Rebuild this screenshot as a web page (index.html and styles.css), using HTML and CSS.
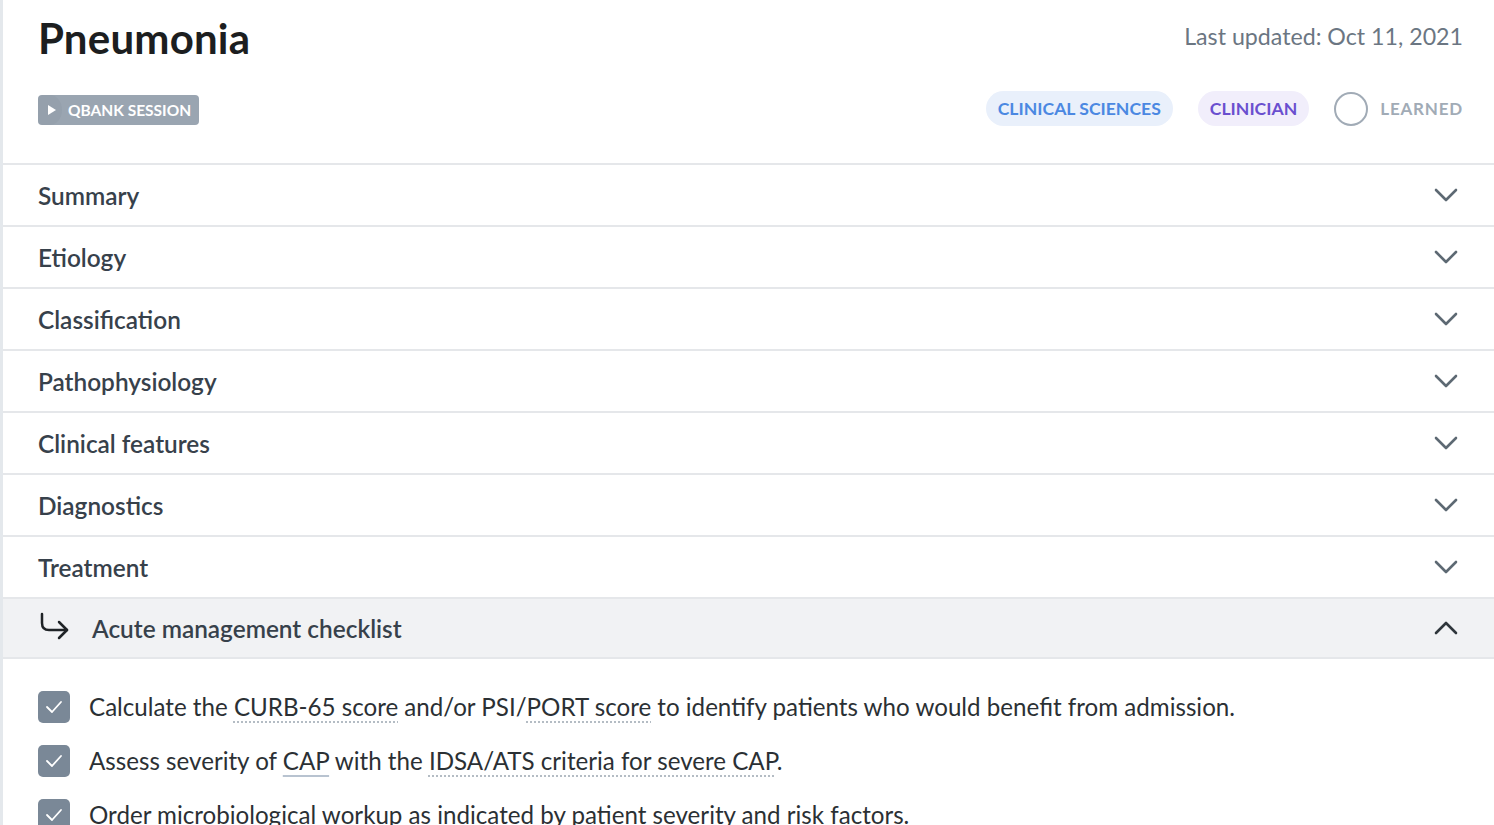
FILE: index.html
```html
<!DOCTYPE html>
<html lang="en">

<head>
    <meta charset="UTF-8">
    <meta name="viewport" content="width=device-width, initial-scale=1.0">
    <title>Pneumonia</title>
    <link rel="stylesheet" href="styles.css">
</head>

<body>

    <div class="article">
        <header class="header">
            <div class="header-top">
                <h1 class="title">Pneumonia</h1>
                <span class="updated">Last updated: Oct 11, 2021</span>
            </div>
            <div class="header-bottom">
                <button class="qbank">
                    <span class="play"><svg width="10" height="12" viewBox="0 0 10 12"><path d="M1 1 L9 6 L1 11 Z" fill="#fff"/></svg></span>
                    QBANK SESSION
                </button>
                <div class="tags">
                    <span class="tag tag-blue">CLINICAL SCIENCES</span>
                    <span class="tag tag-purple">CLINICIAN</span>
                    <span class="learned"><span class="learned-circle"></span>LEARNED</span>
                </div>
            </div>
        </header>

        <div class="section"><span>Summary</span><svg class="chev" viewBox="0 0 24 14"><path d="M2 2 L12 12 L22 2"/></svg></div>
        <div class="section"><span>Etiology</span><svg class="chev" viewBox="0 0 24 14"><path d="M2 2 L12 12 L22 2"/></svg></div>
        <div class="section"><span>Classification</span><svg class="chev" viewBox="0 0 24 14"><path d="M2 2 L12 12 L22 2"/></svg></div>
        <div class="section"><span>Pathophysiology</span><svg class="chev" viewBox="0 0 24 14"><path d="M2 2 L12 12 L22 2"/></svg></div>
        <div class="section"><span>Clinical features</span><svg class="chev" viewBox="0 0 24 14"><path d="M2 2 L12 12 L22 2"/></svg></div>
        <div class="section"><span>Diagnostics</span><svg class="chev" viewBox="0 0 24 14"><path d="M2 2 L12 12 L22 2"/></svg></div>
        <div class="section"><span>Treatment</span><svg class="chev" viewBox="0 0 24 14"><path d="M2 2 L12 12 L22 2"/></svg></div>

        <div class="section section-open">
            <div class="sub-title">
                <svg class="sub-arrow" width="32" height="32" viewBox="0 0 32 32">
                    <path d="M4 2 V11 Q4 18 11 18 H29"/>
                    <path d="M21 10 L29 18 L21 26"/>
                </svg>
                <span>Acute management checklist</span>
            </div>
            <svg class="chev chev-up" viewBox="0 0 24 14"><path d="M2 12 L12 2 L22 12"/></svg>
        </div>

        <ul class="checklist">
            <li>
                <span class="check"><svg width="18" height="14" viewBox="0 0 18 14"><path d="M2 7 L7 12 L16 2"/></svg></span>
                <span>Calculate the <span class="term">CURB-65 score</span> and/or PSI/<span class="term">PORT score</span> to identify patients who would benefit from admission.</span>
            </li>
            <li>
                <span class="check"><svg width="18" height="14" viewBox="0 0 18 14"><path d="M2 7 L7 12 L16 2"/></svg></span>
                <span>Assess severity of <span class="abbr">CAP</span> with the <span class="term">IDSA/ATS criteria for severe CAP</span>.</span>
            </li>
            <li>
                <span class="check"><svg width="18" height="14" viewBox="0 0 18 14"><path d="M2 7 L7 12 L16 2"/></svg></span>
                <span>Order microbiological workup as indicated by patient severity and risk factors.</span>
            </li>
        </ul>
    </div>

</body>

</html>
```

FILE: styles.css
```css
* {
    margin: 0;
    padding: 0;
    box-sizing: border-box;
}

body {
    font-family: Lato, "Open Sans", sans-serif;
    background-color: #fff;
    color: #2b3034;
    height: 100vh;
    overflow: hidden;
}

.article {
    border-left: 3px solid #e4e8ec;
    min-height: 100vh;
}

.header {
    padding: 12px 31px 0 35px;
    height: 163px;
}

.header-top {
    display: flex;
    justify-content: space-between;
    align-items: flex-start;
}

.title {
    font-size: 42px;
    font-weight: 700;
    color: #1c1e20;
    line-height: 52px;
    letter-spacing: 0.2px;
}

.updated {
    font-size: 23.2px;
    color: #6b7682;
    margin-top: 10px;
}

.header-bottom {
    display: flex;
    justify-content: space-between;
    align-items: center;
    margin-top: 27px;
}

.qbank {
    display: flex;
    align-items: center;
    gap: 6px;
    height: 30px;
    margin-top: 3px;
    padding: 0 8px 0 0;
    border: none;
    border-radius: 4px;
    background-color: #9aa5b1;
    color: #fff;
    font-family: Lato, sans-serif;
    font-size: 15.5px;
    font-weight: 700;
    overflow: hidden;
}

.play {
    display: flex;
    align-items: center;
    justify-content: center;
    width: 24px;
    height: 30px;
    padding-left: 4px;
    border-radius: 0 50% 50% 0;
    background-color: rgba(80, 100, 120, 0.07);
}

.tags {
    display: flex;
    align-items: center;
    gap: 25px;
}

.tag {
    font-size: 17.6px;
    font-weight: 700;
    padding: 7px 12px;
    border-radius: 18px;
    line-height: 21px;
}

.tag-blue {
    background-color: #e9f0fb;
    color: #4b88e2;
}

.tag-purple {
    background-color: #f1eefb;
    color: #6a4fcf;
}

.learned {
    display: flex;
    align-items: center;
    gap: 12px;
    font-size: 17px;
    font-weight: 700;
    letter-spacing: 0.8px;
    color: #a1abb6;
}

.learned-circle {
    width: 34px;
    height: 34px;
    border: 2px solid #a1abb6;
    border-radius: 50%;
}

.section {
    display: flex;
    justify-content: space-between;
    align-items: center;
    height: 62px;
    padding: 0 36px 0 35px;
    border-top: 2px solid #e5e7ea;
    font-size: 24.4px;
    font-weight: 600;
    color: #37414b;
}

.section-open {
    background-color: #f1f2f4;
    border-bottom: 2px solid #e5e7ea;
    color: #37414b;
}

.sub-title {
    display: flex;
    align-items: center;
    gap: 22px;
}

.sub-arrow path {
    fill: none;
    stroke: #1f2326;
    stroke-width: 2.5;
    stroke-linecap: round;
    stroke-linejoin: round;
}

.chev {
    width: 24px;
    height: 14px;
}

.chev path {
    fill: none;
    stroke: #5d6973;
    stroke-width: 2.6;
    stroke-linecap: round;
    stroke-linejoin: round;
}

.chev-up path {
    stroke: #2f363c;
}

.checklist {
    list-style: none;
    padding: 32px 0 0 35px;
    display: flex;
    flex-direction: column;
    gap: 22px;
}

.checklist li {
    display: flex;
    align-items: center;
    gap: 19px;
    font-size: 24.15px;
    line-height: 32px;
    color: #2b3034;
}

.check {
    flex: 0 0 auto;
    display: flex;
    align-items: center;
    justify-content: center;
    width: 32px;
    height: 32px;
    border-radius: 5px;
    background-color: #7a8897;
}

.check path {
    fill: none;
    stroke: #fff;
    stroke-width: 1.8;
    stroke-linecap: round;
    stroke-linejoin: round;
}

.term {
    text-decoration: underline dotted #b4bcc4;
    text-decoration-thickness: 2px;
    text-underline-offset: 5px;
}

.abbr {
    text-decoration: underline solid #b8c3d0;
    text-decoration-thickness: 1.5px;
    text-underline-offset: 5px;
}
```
----------
* [Exercise]: Pick out and copy every line that contains the word "styles".

* [Complete output]:
Rebuild this screenshot as a web page (index.html and styles.css), using HTML and CSS.
    <link rel="stylesheet" href="styles.css">
FILE: styles.css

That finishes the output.